Ventilation vs Security: Keeping Airflow Without Inviting Trouble
If we were standing in your Brooklyn living room right now and you said, “I want the windows secure, but I still need air,” I’d grab my Sharpie and ask you three questions: What floor are we on, what’s outside this wall, and who’s sleeping in here? That’s my lens of height and habit at work-because the answer to “how far can this window safely open” is completely different if you’re on the fourth floor facing the street with no fire escape versus ground floor with an alley window next to a dumpster someone could stand on. The silver Sharpie vent lines I mark aren’t arbitrary; they’re the result of standing at the sill, looking outside, measuring the gap, and thinking about whether a person could realistically reach, climb, or squeeze through that opening. On a ground-floor or fire-escape bedroom window, I’ll usually mark a sleep-vent line at two inches, maybe three if the sash is especially wide or if there’s a secondary barrier like a gate. That’s enough to move air and drop the temperature a few degrees without giving anyone outside a handhold or leverage point. On higher floors or windows that face busy sidewalks with lots of foot traffic and light, you’ve got more flexibility-I might mark a vent line at four or five inches and use non-keyed stops so you can quickly adjust or fully open when you’re home. But here’s the insider tip: I almost always drill or install two positions-a low “sleep” setting and a higher “AC” or “day” setting-so you’re not constantly choosing between sweating and worrying. You set it once, I mark it, and from that night forward it’s muscle memory: lock to sleep line, lock to AC line, close fully when you leave.

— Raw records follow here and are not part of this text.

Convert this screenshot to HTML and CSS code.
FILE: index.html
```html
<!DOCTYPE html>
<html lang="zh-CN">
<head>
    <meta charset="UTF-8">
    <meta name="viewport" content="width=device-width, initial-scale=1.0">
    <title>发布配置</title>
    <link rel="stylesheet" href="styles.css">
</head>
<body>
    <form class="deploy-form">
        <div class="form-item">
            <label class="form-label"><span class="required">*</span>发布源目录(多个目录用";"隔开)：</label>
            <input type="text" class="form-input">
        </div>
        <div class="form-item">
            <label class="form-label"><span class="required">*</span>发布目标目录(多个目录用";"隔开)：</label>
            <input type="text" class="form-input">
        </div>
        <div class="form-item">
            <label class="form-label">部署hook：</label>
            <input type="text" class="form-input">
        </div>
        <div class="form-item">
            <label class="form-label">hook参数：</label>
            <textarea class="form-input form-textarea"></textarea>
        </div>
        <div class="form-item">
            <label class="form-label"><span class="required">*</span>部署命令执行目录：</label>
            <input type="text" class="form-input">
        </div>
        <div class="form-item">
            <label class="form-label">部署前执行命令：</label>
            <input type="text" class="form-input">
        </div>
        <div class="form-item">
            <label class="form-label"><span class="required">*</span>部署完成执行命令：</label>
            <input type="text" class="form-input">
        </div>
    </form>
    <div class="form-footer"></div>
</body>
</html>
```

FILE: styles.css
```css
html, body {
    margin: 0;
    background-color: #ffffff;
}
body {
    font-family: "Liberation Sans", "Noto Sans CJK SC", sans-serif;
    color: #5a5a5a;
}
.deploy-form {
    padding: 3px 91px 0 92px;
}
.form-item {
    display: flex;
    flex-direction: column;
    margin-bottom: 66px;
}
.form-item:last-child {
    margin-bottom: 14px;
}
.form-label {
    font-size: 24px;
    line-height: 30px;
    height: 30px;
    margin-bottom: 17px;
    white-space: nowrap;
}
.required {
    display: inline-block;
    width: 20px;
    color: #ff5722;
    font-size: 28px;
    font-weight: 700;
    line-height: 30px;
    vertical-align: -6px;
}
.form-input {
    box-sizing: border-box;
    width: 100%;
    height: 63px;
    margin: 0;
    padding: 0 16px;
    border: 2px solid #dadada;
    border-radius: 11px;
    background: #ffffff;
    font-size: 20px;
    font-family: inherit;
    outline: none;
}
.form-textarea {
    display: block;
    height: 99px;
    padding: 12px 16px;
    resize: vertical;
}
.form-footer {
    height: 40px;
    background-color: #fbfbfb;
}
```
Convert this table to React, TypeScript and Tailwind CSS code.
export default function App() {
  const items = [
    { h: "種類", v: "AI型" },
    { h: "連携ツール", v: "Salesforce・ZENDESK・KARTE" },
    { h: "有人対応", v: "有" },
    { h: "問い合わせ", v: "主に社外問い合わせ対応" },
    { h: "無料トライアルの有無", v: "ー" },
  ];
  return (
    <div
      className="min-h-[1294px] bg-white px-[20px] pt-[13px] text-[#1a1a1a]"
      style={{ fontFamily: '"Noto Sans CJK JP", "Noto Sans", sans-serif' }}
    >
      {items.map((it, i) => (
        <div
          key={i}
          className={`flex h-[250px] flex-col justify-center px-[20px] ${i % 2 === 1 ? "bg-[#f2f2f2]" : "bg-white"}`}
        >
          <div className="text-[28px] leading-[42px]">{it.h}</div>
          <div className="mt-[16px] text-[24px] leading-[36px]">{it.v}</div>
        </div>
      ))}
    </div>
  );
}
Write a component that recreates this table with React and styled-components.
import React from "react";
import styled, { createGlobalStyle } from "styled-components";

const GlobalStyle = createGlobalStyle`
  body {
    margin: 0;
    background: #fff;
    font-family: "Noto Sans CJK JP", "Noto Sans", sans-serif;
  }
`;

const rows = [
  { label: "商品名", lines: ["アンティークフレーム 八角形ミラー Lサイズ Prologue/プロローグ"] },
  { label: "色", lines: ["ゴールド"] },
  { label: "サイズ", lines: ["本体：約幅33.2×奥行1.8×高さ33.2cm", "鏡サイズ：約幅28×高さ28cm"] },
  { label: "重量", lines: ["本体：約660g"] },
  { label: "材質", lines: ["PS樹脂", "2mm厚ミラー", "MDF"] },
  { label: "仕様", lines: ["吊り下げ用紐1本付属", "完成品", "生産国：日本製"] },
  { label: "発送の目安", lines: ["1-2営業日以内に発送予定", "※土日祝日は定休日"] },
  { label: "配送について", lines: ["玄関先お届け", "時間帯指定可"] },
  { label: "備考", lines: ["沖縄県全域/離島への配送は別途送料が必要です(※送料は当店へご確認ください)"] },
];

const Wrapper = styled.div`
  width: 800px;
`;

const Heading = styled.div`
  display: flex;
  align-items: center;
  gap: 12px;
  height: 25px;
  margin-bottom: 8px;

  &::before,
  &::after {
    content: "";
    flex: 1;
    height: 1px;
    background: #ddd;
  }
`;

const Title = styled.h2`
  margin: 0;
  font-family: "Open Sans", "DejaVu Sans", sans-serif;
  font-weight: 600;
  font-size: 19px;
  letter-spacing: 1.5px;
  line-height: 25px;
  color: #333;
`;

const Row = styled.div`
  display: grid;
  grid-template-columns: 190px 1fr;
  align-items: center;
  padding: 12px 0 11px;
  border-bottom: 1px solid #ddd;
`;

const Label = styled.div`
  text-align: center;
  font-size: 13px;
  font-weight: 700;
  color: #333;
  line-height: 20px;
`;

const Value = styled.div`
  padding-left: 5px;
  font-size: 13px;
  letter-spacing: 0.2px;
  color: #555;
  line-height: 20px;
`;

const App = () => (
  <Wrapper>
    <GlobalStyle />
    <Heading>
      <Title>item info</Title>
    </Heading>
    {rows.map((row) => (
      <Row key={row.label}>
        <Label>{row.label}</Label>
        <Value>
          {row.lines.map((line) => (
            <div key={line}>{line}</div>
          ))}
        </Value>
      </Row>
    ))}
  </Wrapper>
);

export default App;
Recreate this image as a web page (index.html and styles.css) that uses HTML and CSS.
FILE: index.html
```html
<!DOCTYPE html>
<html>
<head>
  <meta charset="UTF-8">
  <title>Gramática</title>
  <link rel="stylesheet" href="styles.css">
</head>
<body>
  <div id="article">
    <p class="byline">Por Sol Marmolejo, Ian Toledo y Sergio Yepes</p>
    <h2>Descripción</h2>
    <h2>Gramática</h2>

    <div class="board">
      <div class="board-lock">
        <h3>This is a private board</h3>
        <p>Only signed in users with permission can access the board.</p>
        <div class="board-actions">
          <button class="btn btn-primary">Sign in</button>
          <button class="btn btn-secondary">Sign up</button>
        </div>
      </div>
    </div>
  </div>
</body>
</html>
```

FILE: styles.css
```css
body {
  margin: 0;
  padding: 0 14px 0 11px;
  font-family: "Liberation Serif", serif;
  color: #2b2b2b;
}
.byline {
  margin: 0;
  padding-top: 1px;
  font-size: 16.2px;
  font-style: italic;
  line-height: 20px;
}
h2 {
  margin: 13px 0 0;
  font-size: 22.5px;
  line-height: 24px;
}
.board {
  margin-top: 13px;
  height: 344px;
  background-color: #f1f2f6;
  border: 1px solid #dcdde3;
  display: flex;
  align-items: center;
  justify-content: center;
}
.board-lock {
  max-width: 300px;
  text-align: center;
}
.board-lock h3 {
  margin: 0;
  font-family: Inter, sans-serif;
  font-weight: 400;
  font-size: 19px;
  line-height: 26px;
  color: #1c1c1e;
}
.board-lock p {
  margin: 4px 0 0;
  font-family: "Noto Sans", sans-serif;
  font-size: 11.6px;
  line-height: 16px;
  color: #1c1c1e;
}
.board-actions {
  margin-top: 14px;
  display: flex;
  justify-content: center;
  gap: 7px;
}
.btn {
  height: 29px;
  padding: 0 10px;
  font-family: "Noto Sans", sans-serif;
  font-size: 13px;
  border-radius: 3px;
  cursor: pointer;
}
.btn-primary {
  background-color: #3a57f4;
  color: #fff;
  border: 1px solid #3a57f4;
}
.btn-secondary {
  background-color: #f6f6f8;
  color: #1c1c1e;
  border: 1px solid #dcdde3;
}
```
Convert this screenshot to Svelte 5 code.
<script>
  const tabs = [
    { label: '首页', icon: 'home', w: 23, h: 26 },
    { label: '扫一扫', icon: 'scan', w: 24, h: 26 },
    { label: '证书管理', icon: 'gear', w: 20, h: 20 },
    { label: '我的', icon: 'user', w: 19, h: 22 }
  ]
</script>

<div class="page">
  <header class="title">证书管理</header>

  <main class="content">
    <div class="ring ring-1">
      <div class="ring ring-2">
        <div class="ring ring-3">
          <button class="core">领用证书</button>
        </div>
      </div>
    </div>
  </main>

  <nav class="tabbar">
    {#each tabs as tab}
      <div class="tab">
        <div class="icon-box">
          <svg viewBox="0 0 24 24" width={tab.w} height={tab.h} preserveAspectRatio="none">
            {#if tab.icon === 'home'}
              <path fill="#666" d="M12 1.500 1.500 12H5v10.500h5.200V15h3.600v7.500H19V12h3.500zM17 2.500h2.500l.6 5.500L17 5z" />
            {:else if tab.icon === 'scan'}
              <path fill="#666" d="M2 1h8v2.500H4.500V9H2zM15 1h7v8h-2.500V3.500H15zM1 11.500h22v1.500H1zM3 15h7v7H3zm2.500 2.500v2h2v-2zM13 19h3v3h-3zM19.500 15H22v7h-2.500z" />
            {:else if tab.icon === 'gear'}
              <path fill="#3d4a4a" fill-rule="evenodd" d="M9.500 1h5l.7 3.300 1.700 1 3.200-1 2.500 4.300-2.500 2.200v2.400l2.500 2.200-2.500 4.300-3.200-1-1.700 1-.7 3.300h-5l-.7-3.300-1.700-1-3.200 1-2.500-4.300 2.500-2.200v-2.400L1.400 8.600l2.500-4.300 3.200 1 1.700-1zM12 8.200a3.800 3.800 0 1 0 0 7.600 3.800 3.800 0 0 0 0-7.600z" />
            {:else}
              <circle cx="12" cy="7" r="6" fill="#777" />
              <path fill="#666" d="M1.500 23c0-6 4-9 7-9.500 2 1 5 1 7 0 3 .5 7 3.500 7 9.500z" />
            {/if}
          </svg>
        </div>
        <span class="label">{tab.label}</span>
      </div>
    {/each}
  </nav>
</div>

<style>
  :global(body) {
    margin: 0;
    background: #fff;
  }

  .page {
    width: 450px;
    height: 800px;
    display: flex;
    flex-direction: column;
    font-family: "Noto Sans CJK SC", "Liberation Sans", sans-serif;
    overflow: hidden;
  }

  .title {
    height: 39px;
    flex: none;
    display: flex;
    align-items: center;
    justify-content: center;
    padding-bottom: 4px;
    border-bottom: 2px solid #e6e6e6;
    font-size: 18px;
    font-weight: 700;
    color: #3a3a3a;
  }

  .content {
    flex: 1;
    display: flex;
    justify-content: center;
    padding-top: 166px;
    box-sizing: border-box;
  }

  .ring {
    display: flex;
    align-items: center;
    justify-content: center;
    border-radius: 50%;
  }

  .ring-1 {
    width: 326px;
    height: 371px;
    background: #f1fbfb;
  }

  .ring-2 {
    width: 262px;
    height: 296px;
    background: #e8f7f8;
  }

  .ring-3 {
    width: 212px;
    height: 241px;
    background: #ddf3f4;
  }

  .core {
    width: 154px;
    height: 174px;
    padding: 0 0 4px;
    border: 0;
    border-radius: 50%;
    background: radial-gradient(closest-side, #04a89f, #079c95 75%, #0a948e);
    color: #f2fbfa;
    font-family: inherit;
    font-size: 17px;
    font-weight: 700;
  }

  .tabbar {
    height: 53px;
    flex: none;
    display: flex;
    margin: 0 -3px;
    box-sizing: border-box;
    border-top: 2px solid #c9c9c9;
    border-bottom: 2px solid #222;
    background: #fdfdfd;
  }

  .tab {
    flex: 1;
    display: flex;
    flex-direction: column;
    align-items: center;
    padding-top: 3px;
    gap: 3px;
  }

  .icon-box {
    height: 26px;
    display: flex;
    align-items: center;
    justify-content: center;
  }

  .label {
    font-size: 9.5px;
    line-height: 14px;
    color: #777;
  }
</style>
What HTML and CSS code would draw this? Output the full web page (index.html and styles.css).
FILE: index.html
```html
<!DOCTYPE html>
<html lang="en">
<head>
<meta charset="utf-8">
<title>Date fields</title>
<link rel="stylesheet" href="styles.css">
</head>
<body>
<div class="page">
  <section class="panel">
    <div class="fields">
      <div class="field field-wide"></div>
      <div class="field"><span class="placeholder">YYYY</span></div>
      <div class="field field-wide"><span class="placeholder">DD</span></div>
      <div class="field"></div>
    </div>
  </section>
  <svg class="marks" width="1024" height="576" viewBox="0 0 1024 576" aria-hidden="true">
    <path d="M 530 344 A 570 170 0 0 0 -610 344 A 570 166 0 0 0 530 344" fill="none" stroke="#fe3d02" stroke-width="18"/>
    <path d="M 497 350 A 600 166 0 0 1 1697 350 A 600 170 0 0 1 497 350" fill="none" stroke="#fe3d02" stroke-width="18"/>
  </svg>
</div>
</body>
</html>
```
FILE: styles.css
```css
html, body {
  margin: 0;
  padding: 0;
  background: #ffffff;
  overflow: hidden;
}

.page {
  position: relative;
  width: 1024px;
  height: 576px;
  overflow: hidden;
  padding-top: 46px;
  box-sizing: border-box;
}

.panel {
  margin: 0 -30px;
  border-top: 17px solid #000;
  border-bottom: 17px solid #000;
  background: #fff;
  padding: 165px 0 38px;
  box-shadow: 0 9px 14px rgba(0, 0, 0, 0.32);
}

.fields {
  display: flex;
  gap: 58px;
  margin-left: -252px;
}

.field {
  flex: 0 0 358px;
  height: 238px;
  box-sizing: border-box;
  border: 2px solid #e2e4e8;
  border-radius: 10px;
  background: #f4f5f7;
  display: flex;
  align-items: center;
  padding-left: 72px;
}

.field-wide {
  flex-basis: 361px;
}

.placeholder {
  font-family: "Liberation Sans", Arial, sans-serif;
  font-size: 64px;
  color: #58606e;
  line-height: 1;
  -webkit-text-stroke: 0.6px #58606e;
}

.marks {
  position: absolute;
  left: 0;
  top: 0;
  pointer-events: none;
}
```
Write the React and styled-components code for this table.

One freezing January afternoon in Kensington, a young couple called me because their landlord had replaced all their windows but “forgot” about locks on the fire escape side. The only thing between their baby’s room and a very climbable escape was a flimsy sash latch you could pop with a butter knife. I walked the line of windows with them, tugging on each sash, feeling where they racked in the frame. Then I pulled out a pocket level and my silver Sharpie and marked each frame at a “sleep ventilation” height-two, maybe three inches. I installed keyed sash stops on the bedroom windows so they couldn’t be lifted past that mark without a key, and non-keyed stops on the living room for quick egress. When we were done, we stood on the fire escape and tried to lift the sashes from outside. Nothing. Back inside, I had them move the stops up and down with me until it was muscle memory. They told me that night was the first time they slept with the window cracked without feeling like someone could just slide in. And honestly, that’s the whole point: you shouldn’t have to choose between breathing and safety. One rainy Sunday morning in Bay Ridge, an older gentleman called me after a burglary in his building; someone had come in through a bathroom window over the garage roof, where he’d always assumed “nobody climbs.” The old casement crank was broken, and he’d been wedging a shampoo bottle in the frame to keep it half-open for steam. I took one look and shook my head. We took the window fully open, replaced the crank and hinges so it actually shut straight, and then I added a keyed casement lock that grabbed the frame tight in two points. I also installed a simple restrictor that stopped the window from opening past a few inches unless you deliberately released it-no more shampoo bottles. Before I left, we went out onto the garage roof with umbrellas, and I had him try the window from outside. He laughed once, when it wouldn’t budge, and said, “If I can’t break into my own house, that’s a good sign.” Exactly. One-time setup, clear markings, and the confidence that you can ventilate without handing someone an invitation-that’s what proper window locks give you in Brooklyn, where the air is free but the entry points shouldn’t be.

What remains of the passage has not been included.